É complexo porque mexe com várias partes de nós: os pensamentos, as emoções, o corpo e até os nossos comportamentos, assim como, a forma como o vivemos é influenciada pela nossa história, cultura e contexto. Por isso, o luto é, ao mesmo tempo, uma experiência comum, porque todos passamos por ela em algum momento, e única, porque cada um a sente de forma diferente.

 

2) A diferença entre o luto esperado e o luto complicado

Apesar de cada pessoa viver o luto de forma diferente, é importante saber que existem reações “normais” e esperadas e outras que podem precisar de maior atenção.

No luto, é normal que a pessoa pense, sinta e até aja de forma diferente do habitual. Pode passar muito tempo a recordar quem partiu, sonhar com ela ou até sentir a sua presença. Pode sentir-se confusa, descrente ou até ter a sensação de que nada é real (desrealização). Também pode experienciar variadas emoções, como choque, tristeza, raiva, culpa, alívio, ansiedade. Estas emoções podem vir acompanhadas de sintomas físicos como aperto no peito, nó na garganta, fadiga/falta de energia, sensação de falta de ar, entre muitas outras. Também é comum sentir vontade de se isolar, evitar certos locais ou memórias, distrair-se facilmente, chorar com frequência ou sentir-se mais agitada.

Embora dolorosas, todas estas reações fazem parte do processo de luto. E esse caminho não é linear: haverá dias mais pesados, em que parece impossível lidar, e outros um pouco mais leves. Com o tempo, espera-se que “estas ondas” sejam menos intensas e menos frequentes.

No entanto, ao contrário do que se pensa, o tempo, por si só, não é suficiente. Em alguns casos, a intensidade destas reações não diminui com os meses, permanecendo intensas e incapacitantes, podendo até aumentar o risco de desenvolver outras doenças mentais. Nestes casos, podemos estar perante um luto complicado, e é fundamental procurar ajuda profissional.

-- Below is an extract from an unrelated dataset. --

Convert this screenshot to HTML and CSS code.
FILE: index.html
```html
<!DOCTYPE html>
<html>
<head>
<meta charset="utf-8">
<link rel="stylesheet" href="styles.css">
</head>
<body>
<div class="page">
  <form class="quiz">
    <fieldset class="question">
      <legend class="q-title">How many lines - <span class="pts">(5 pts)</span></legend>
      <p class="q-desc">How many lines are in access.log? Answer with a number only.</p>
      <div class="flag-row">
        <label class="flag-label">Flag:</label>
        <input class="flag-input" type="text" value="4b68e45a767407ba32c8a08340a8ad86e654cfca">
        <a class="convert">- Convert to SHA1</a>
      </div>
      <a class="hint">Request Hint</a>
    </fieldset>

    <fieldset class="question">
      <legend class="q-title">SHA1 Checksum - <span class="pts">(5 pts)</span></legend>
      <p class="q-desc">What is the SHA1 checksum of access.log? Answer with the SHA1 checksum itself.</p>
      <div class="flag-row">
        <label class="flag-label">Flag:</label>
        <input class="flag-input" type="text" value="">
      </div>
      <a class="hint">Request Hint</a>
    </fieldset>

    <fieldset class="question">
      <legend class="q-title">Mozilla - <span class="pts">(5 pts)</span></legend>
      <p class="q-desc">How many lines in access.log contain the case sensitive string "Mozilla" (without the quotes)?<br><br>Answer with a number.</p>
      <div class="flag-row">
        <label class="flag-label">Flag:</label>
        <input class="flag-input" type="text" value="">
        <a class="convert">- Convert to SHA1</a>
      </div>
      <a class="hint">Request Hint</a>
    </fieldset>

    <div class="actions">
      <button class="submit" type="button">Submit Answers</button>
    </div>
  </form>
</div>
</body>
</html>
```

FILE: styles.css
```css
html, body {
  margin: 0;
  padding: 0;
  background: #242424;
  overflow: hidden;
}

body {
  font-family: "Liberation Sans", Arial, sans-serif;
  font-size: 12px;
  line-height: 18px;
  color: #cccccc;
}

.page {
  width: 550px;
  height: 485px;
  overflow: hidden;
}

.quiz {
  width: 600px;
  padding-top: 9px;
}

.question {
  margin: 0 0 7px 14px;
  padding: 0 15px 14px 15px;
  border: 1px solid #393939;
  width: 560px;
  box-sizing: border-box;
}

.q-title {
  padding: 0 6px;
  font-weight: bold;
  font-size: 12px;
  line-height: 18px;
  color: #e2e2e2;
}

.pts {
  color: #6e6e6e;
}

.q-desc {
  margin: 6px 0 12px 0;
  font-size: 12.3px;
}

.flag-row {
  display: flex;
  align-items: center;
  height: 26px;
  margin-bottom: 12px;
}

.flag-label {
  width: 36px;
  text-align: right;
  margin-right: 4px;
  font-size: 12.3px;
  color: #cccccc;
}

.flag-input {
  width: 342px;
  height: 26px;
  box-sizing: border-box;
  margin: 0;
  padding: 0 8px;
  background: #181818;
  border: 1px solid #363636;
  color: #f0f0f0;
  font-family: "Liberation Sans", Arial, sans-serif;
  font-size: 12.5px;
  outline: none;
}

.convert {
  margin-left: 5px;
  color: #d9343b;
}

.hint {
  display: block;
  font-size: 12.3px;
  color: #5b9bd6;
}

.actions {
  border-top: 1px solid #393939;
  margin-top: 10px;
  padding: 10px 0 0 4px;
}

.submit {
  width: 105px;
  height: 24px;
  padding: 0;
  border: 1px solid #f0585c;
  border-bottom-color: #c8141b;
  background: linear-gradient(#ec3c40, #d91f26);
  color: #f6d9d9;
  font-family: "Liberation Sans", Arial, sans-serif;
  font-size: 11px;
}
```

Devido às suas características, algumas situações de perda podem deixar-nos mais vulneráveis ao desenvolvimento de um luto complicado. Alguns exemplos são perdas repentinas ou inesperadas, perdas por violência e/ou agressão, quando havia uma grande dependência em relação à pessoa perdida, situações de maior solidão depois da perda, ou outros.

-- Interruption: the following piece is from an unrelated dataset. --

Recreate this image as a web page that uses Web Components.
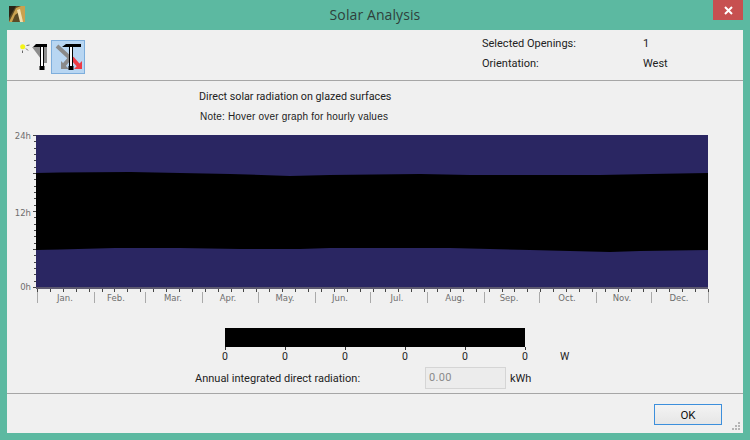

Todavia, como já vimos, cada pessoa vive o luto de forma única. Por isso mesmo, as circunstâncias da perda, por mais duras que sejam, não determinam, por si só, que o luto se torne complicado. O que faz a diferença é a forma como cada um sente, interpreta e consegue lidar com essa perda.

 

3) O que podemos fazer para tentar promover um luto apropriado?

O primeiro grande passo é perceber que não existe uma forma “certa” de viver o luto e que não se trata de “passar à frente” a dor, mas sim de a sentir e integrar. Quando aceitamos isto, abrimos espaço para viver as diferentes emoções e dar palavras ao sofrimento. Negar, fugir ou ignorar a perda pode parecer uma forma de não sofrer, mas apenas atrasa o processo e não o resolve. Pelo contrário: quanto mais conseguimos falar sobre o que aconteceu e acolher o que sentimos em cada lembrança, mais preparados ficamos para encarar essa realidade como parte da (nossa) história que continua a ser construída.

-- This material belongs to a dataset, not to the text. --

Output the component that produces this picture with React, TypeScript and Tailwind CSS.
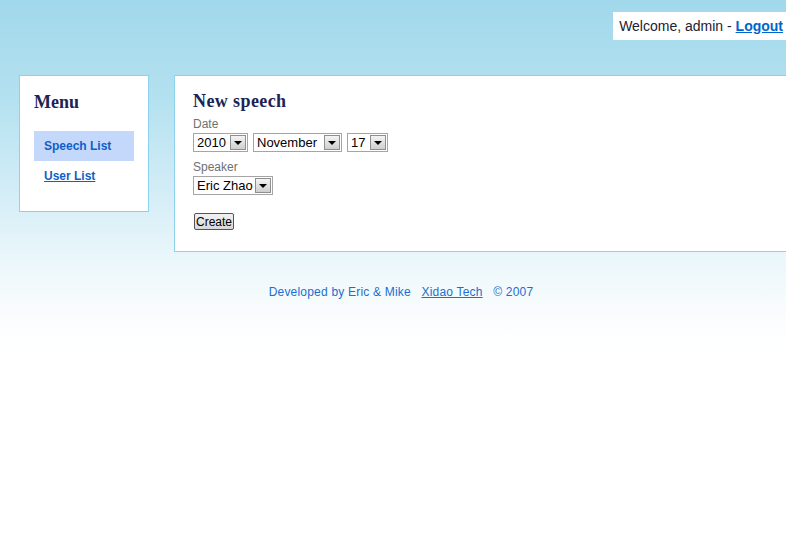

O ideal é que possamos, ao longo deste processo, oscilar entre momentos de recordação, sofrimento e reflexão e momentos de distração, mudança e adoção de novas tarefas, rotinas e papéis.

Mas, acima de tudo, sejamos gentis connosco próprios. Falar sobre a perda, experienciar emoções ou até adaptar-se a novas circunstâncias de vida não é de igual facilidade para todos e é ok assim ser. Por essa razão, o apoio psicológico não é exclusivo para casos de luto complicado. Pode ser um auxílio importante – e muitas vezes necessário – em qualquer processo de luto.